Best unbiased ensemble linearization and the quasi-linear Kalman ensemble generator



[1] Linearized representations of the stochastic groundwater flow and transport equations have been heavily used in hydrogeology, e.g., for geostatistical inversion or generating conditional realizations. The respective linearizations are commonly defined via Jacobians (numerical sensitivity matrices). This study will show that Jacobian-based linearizations are biased with nonminimal error variance in the ensemble sense. An alternative linearization approach will be derived from the principles of unbiasedness and minimum error variance. The resulting paradigm prefers empirical cross covariances from Monte Carlo analyses over those from linearized error propagation and points toward methods like ensemble Kalman filters (EnKFs). Unlike conditional simulation in geostatistical applications, EnKFs condition transient state variables rather than geostatistical parameter fields.

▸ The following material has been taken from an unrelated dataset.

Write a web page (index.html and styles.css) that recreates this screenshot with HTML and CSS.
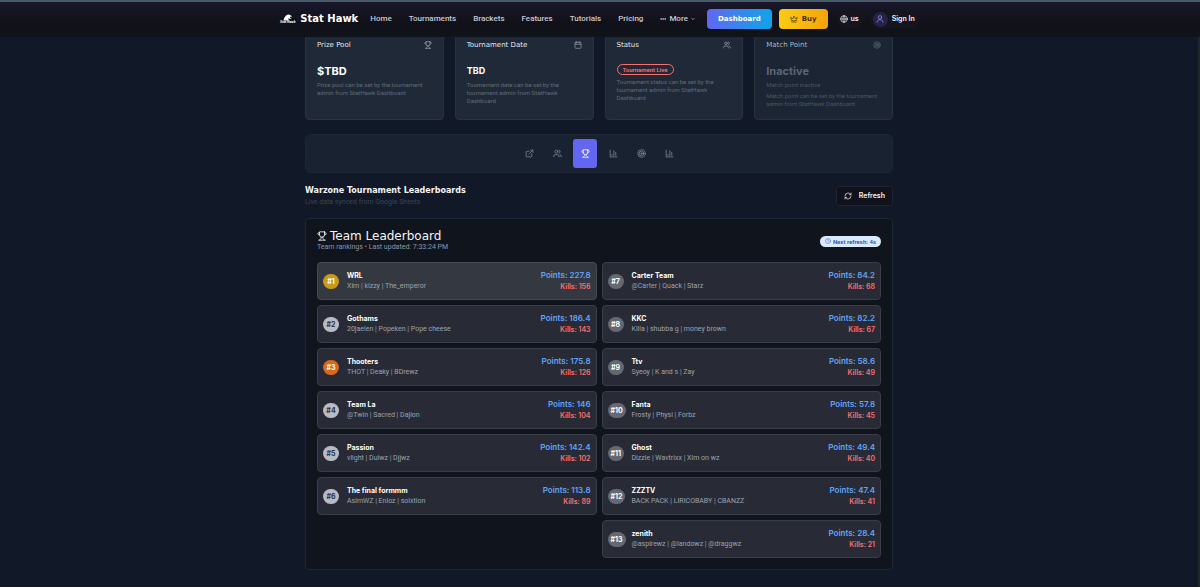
FILE: index.html
```
<!DOCTYPE html>
<html lang="en">
  <head>
    <title>Stat Hawk - Warzone Tournament</title>
    <meta charset="utf-8">
    <meta name="viewport" content="width=device-width, initial-scale=1.0">
    <link rel="stylesheet" href="styles.css">
  </head>
  <body>
    <svg class="sprite" aria-hidden="true">
      <symbol id="trophy" viewBox="0 0 24 24">
        <path d="M6 9H4.5a2.5 2.5 0 0 1 0-5H6M18 9h1.500a2.500 2.500 0 0 0 0-5H18M4 22h16M10 14.660V17c0 .55-.47.98-.97 1.210C7.850 18.750 7 20.240 7 22M14 14.660V17c0 .55.47.98.97 1.210C16.150 18.750 17 20.240 17 22M18 2H6v7a6 6 0 0 0 12 0V2Z"/>
      </symbol>
      <symbol id="calendar" viewBox="0 0 24 24">
        <path d="M8 2v4M16 2v4M3 10h18"/><rect x="3" y="4" width="18" height="18" rx="2"/>
      </symbol>
      <symbol id="users" viewBox="0 0 24 24">
        <path d="M16 21v-2a4 4 0 0 0-4-4H6a4 4 0 0 0-4 4v2M22 21v-2a4 4 0 0 0-3-3.870M16 3.130a4 4 0 0 1 0 7.750"/><circle cx="9" cy="7" r="4"/>
      </symbol>
      <symbol id="target" viewBox="0 0 24 24">
        <circle cx="12" cy="12" r="10"/><circle cx="12" cy="12" r="6"/><circle cx="12" cy="12" r="2"/>
      </symbol>
      <symbol id="external" viewBox="0 0 24 24">
        <path d="M15 3h6v6M10 14 21 3M18 13v6a2 2 0 0 1-2 2H5a2 2 0 0 1-2-2V8a2 2 0 0 1 2-2h6"/>
      </symbol>
      <symbol id="chart" viewBox="0 0 24 24">
        <path d="M3 3v18h18M8 17v-3M13 17V5M18 17V9"/>
      </symbol>
      <symbol id="refresh" viewBox="0 0 24 24">
        <path d="M3 12a9 9 0 0 1 9-9 9.750 9.750 0 0 1 6.740 2.740L21 8M21 3v5h-5M21 12a9 9 0 0 1-9 9 9.750 9.750 0 0 1-6.740-2.740L3 16M8 16H3v5"/>
      </symbol>
      <symbol id="clock" viewBox="0 0 24 24">
        <circle cx="12" cy="12" r="10"/><path d="M12 6v6l4 2"/>
      </symbol>
      <symbol id="crown" viewBox="0 0 24 24">
        <path d="M12 4l4 7 6-4-3 10H5L2 7l6 4zM5 21h14"/>
      </symbol>
      <symbol id="globe" viewBox="0 0 24 24">
        <circle cx="12" cy="12" r="10"/><path d="M2 12h20M12 2c5 5.500 5 14.500 0 20M12 2c-5 5.500-5 14.500 0 20"/>
      </symbol>
      <symbol id="user" viewBox="0 0 24 24">
        <circle cx="12" cy="7" r="5"/><path d="M3 22c0-5 4-8 9-8s9 3 9 8"/>
      </symbol>
      <symbol id="dots" viewBox="0 0 24 24">
        <circle cx="4" cy="12" r="1"/><circle cx="12" cy="12" r="1"/><circle cx="20" cy="12" r="1"/>
      </symbol>
      <symbol id="down" viewBox="0 0 24 24">
        <path d="m5 9 7 7 7-7"/>
      </symbol>
    </svg>

    <header class="header">
      <a class="brand" href="#">
        <span class="brand__mark">
          <svg class="brand__bird" viewBox="0 0 24 18" aria-hidden="true">
            <path d="M1 17C3 8 8 2 14 1c5 0 9 3 9 7l-4-2c-1 3 1 5 4 7-4 0-7-1-9-3 0 3 1 5 3 7z"/>
          </svg>
          <span class="brand__tiny">Stat Hawk</span>
        </span>
        <span class="brand__name">Stat Hawk</span>
      </a>
      <nav class="nav">
        <a href="#">Home</a>
        <a href="#">Tournaments</a>
        <a href="#">Brackets</a>
        <a href="#">Features</a>
        <a href="#">Tutorials</a>
        <a href="#">Pricing</a>
        <button class="more" type="button"><svg class="icon icon--tiny icon--heavy"><use href="#dots"/></svg>More<svg class="icon icon--mini icon--heavy"><use href="#down"/></svg></button>
      </nav>
      <div class="actions">
        <a class="btn btn--dashboard" href="#">Dashboard</a>
        <a class="btn btn--buy" href="#"><svg class="icon icon--small"><use href="#crown"/></svg>Buy</a>
        <button class="pill pill--lang" type="button"><svg class="icon icon--small"><use href="#globe"/></svg>us</button>
        <a class="pill pill--user" href="#"><span class="avatar"><svg class="icon icon--small"><use href="#user"/></svg></span>Sign In</a>
      </div>
    </header>

    <main class="wrapper">
      <section class="cards">
        <article class="card">
          <h3 class="card__title">Prize Pool <svg class="icon icon--small"><use href="#trophy"/></svg></h3>
          <p class="card__value card__value--big">$TBD</p>
          <p class="card__text">Prize pool can be set by the tournament admin from StatHawk Dashboard</p>
        </article>
        <article class="card">
          <h3 class="card__title">Tournament Date <svg class="icon icon--small"><use href="#calendar"/></svg></h3>
          <p class="card__value">TBD</p>
          <p class="card__text">Tournament date can be set by the tournament admin from StatHawk Dashboard</p>
        </article>
        <article class="card">
          <h3 class="card__title">Status <svg class="icon icon--small"><use href="#users"/></svg></h3>
          <p class="card__live">Tournament Live</p>
          <p class="card__text">Tournament status can be set by the tournament admin from StatHawk Dashboard</p>
        </article>
        <article class="card card--inactive">
          <h3 class="card__title">Match Point <svg class="icon icon--small"><use href="#target"/></svg></h3>
          <p class="card__value card__value--big">Inactive</p>
          <p class="card__text">Match point inactive</p>
          <p class="card__text">Match point can be set by the tournament admin from StatHawk Dashboard</p>
        </article>
      </section>

      <nav class="tabs">
        <button class="tab" type="button" aria-label="Links"><svg class="icon"><use href="#external"/></svg></button>
        <button class="tab" type="button" aria-label="Teams"><svg class="icon"><use href="#users"/></svg></button>
        <button class="tab tab--active" type="button" aria-label="Leaderboards"><svg class="icon"><use href="#trophy"/></svg></button>
        <button class="tab" type="button" aria-label="Stats"><svg class="icon"><use href="#chart"/></svg></button>
        <button class="tab" type="button" aria-label="Match point"><svg class="icon"><use href="#target"/></svg></button>
        <button class="tab" type="button" aria-label="Charts"><svg class="icon"><use href="#chart"/></svg></button>
      </nav>

      <div class="heading">
        <div>
          <h1>Warzone Tournament Leaderboards</h1>
          <p class="heading__sub">Live data synced from Google Sheets</p>
        </div>
        <button class="refresh" type="button"><svg class="icon icon--small"><use href="#refresh"/></svg>Refresh</button>
      </div>

      <section class="board">
        <div class="board__head">
          <div>
            <h2><svg class="icon icon--large"><use href="#trophy"/></svg>Team Leaderboard</h2>
            <p class="board__sub">Team rankings • Last updated: 7:33:24 PM</p>
          </div>
          <span class="next"><svg class="icon icon--tiny"><use href="#clock"/></svg>Next refresh: 4s</span>
        </div>
        <div class="board__columns">
          <ol class="teams" id="teams-left"></ol>
          <ol class="teams" id="teams-right"></ol>
        </div>
      </section>
    </main>

    <template id="team-row">
      <li class="team">
        <span class="team__rank"></span>
        <div class="team__info">
          <p class="team__name"></p>
          <p class="team__players"></p>
        </div>
        <div class="team__score">
          <p class="team__points"></p>
          <p class="team__kills"></p>
        </div>
      </li>
    </template>

    <script>
      const teams = [
        ['WRL', 'Xim | kizzy | The_emperor', '227.8', 156],
        ['Gothams', '20jaelen | Popeken | Pope cheese', '186.4', 143],
        ['Thooters', 'THOT | Deaky | BDrewz', '175.8', 126],
        ['Team La', '@Twin | Sacred | Dajion', '146', 104],
        ['Passion', 'vlight | Dulwz | Djjwz', '142.4', 102],
        ['The final formmm', 'AsimWZ | Enloz | solxtion', '113.8', 89],
        ['Carter Team', '@Carter | Quack | Starz', '84.2', 68],
        ['KKC', 'Killa | shubba g | money brown', '82.2', 67],
        ['Ttv', 'Syeoy | K and s | Zay', '58.6', 49],
        ['Fanta', 'Frosty | Physi | Forbz', '57.8', 45],
        ['Ghost', 'Dizzie | Wavtrixx | Xim on wz', '49.4', 40],
        ['ZZZTV', 'BACK PACK | LIRICOBABY | CBANZZ', '47.4', 41],
        ['zenith', '@aspirewz | @landowz | @draggwz', '28.4', 21]
      ];

      const tmpl = document.getElementById('team-row');
      const half = Math.floor(teams.length / 2);

      teams.forEach(([name, players, points, kills], i) => {
        const clone = tmpl.content.cloneNode(true);
        const row = clone.querySelector('.team');
        if (i == 0) row.classList.add('team--first');
        if (i == 2) row.classList.add('team--third');
        if (i >= half) row.classList.add('team--lower');
        clone.querySelector('.team__rank').innerText = '#' + (i + 1);
        clone.querySelector('.team__name').innerText = name;
        clone.querySelector('.team__players').innerText = players;
        clone.querySelector('.team__points').innerText = 'Points: ' + points;
        clone.querySelector('.team__kills').innerText = 'Kills: ' + kills;
        document.getElementById(i < half ? 'teams-left' : 'teams-right').appendChild(clone);
      });
    </script>
  </body>
</html>
```
FILE: styles.css
```
:root {
  --gap: 11px;
  --display: "DejaVu Sans", sans-serif;
  --small: Roboto, sans-serif;
  --muted: #9ca3af;
}

* {
  box-sizing: border-box;
}

body {
  margin: 0;
  min-height: 100vh;
  background-color: #111827;
  border-right: 2px solid #22252b;
  font-family: Inter, sans-serif;
  font-size: 7px;
  line-height: 10px;
  color: #f3f4f6;
}

h1, h2, h3, p, ol {
  margin: 0;
  padding: 0;
}

a {
  color: inherit;
  text-decoration: none;
}

button {
  font: inherit;
  color: inherit;
  background: none;
  border: 0;
  padding: 0;
  cursor: pointer;
}

.sprite {
  display: none;
}

.icon {
  width: 9px;
  height: 9px;
  flex: none;
  fill: none;
  stroke: currentColor;
  stroke-width: 2;
  stroke-linecap: round;
  stroke-linejoin: round;
}

.icon--large {
  width: 10px;
  height: 10px;
}

.icon--small {
  width: 8px;
  height: 8px;
}

.icon--tiny {
  width: 6px;
  height: 6px;
}

.icon--mini {
  width: 4px;
  height: 4px;
}

.icon--heavy {
  stroke-width: 4;
}

/* header */
.header {
  position: fixed;
  top: 0;
  left: 0;
  right: 0;
  z-index: 10;
  display: flex;
  align-items: center;
  justify-content: center;
  gap: 12px;
  padding: 7px 0 8px;
  border-top: 2px solid #485c68;
  background: linear-gradient(#18172b, #111119 60%, #10131a);
}

.brand {
  display: flex;
  align-items: center;
  gap: 5px;
}

.brand__mark {
  display: flex;
  flex-direction: column;
  align-items: center;
  width: 15px;
}

.brand__bird {
  width: 9px;
  height: 7px;
  fill: #fff;
}

.brand__tiny {
  font-size: 3px;
  line-height: 3px;
  font-weight: 800;
  font-style: italic;
  white-space: nowrap;
}

.brand__name {
  font-family: var(--display);
  font-size: 10px;
  font-weight: 700;
  color: #fff;
}

.nav {
  display: flex;
  align-items: center;
  gap: 17px;
  font-family: var(--small);
  font-size: 8px;
  font-weight: 500;
  color: #c6c9d1;
}

.more {
  display: flex;
  align-items: center;
  gap: 3px;
}

.actions {
  display: flex;
  align-items: center;
  gap: 7px;
}

.btn {
  display: flex;
  align-items: center;
  justify-content: center;
  gap: 4px;
  height: 20px;
  padding: 0 11px;
  border-radius: 4px;
  font-family: var(--display);
  font-size: 7px;
  font-weight: 700;
}

.btn--dashboard {
  color: #fff;
  background: linear-gradient(90deg, #6366f1, #0ea5e9);
}

.btn--buy {
  color: #4a3208;
  background: linear-gradient(90deg, #facc15, #f5a30b);
}

.pill {
  display: flex;
  align-items: center;
  gap: 3px;
  height: 18px;
  padding: 0 4px;
  border-radius: 9px;
  font-weight: 600;
  background-color: #14151d;
}

.pill--lang {
  margin-left: 1px;
}

.pill--user {
  padding: 0 5px 0 3px;
  gap: 4px;
}

.avatar {
  display: flex;
  align-items: center;
  justify-content: center;
  width: 15px;
  height: 15px;
  border-radius: 50%;
  color: #a5a8e0;
  background-color: #24224a;
}

/* content */
.wrapper {
  max-width: 588px;
  margin: 0 auto;
  padding: 28px 0 16px;
}

.cards {
  display: grid;
  grid-template-columns: repeat(4, minmax(0, 1fr));
  gap: var(--gap);
}

.card {
  min-height: 92px;
  padding: 11px var(--gap) 8px;
  border: 1px solid #283341;
  border-radius: 4px;
  background-color: #1f2937;
}

.card__title {
  display: flex;
  justify-content: space-between;
  align-items: center;
  margin-bottom: 14px;
  font-family: var(--display);
  font-size: 7px;
  line-height: 10px;
  font-weight: 400;
  color: #e5e7eb;
}

.card__title .icon {
  color: var(--muted);
}

.card__value {
  margin-bottom: 3px;
  font-size: 9px;
  line-height: 14px;
  font-weight: 700;
  color: #fff;
}

.card__value--big {
  font-size: 11px;
}

.card__text {
  font-family: var(--small);
  font-size: 6px;
  line-height: 8px;
  color: #616b7a;
}

.card__live {
  display: table;
  margin: 1px 0 3px;
  padding: 0 5px;
  border: 1px solid #f87171;
  border-radius: 6px;
  font-family: var(--small);
  font-size: 6px;
  line-height: 9px;
  font-weight: 600;
  color: #f87171;
}

.card--inactive {
  background-color: #1b2533;
}

.card--inactive .card__title {
  color: #b0b5bd;
}

.card--inactive .icon,
.card--inactive .card__value {
  color: #5c6674;
}

.card--inactive .card__text {
  color: #4c5666;
}

.card--inactive .card__text + .card__text {
  margin-top: 3px;
}

.tabs {
  display: flex;
  justify-content: center;
  gap: 4px;
  margin-top: 14px;
  padding: 4px;
  border: 1px solid #1d2735;
  border-radius: 6px;
  background-color: #182230;
}

.tab {
  display: flex;
  align-items: center;
  justify-content: center;
  width: 24px;
  height: 29px;
  border-radius: 3px;
  color: #858d99;
}

.tab--active {
  color: #fff;
  background-color: #6366f1;
}

.heading {
  display: flex;
  align-items: center;
  justify-content: space-between;
  margin-top: 12px;
}

h1 {
  font-family: var(--display);
  font-size: 8px;
  line-height: 12px;
  font-weight: 700;
}

.heading__sub {
  font-family: var(--small);
  color: #3b4555;
}

.refresh {
  display: flex;
  align-items: center;
  gap: 7px;
  height: 20px;
  padding: 0 7px;
  border: 1px solid #1f2534;
  border-radius: 3px;
  background-color: #10131b;
  font-weight: 600;
}

.board {
  margin-top: 11px;
  padding: var(--gap);
  border: 1px solid #1e2736;
  border-radius: 4px;
  background-color: #10141d;
}

.board__head {
  display: flex;
  align-items: center;
  justify-content: space-between;
  margin-bottom: 10px;
}

h2 {
  display: flex;
  align-items: center;
  gap: 3px;
  font-family: var(--display);
  font-size: 12px;
  line-height: 12px;
  font-weight: 400;
}

.board__sub {
  font-family: var(--small);
  color: #8f96a3;
}

.next {
  display: flex;
  align-items: center;
  gap: 2px;
  padding: 0 5px;
  border-radius: 6px;
  font-family: var(--small);
  font-size: 6px;
  line-height: 11px;
  font-weight: 700;
  color: #3b59b5;
  background-color: #dbeafe;
}

.board__columns {
  display: grid;
  grid-template-columns: repeat(2, minmax(0, 1fr));
  gap: 5px;
}

.teams {
  display: flex;
  flex-direction: column;
  gap: 5px;
  list-style-type: none;
}

.team {
  display: grid;
  grid-template-columns: 20px 1fr auto;
  align-items: center;
  gap: 4px;
  padding: 6px 5px;
  border: 1px solid #3a3e47;
  border-radius: 4px;
  background-color: #282b35;
}

.team--first {
  border-color: #454a52;
  background-color: #343840;
}

.team__rank {
  justify-self: start;
  min-width: 16px;
  padding: 0 3px;
  border-radius: 8px;
  font-size: 7px;
  line-height: 15px;
  font-weight: 700;
  text-align: center;
  color: #2b303b;
  background-color: #b8bbc6;
}

.team--first .team__rank {
  color: #fff;
  background-color: #c99a16;
}

.team--third .team__rank {
  color: #fff;
  background-color: #d9681f;
}

.team--lower .team__rank {
  color: #fff;
  background-color: #636873;
}

.team__name {
  font-weight: 700;
  color: #fff;
}

.team__players {
  font-family: var(--small);
  color: var(--muted);
}

.team__score {
  text-align: right;
}

.team__points {
  font-size: 8px;
  line-height: 12px;
  font-weight: 600;
  color: #60a5fa;
}

.team__kills {
  line-height: 12px;
  font-weight: 600;
  color: #f87171;
}
```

Recently, modifications toward geostatistical applications have been tested and used. This study completes the transformation of EnKFs to geostatistical conditioning tools on the basis of best unbiased ensemble linearization. To distinguish it from the original EnKF, the new method is called the Kalman ensemble generator (KEG). The new context of best unbiased ensemble linearization provides an additional theoretical foundation to EnKF-like methods (such as the KEG). Like EnKFs and derivates, the KEG is optimal for Gaussian variables. Toward increased robustness and accuracy in non-Gaussian and nonlinear cases, sequential updating, acceptance/rejection sampling, successive linearization, and a Levenberg-Marquardt formalism are added. State variables are updated through simulation with updated parameters, always guaranteeing the physicalness of all state variables. The KEG combines the computational efficiency of linearized methods with the robustness of EnKFs and accuracy of expensive realization-based methods while drawing on the advantages of conditional simulation over conditional estimation (such as adequate representation of solute dispersion). As proof of concept, a large-scale numerical test case with 200 synthetic sets of flow and tracer data is conducted and analyzed.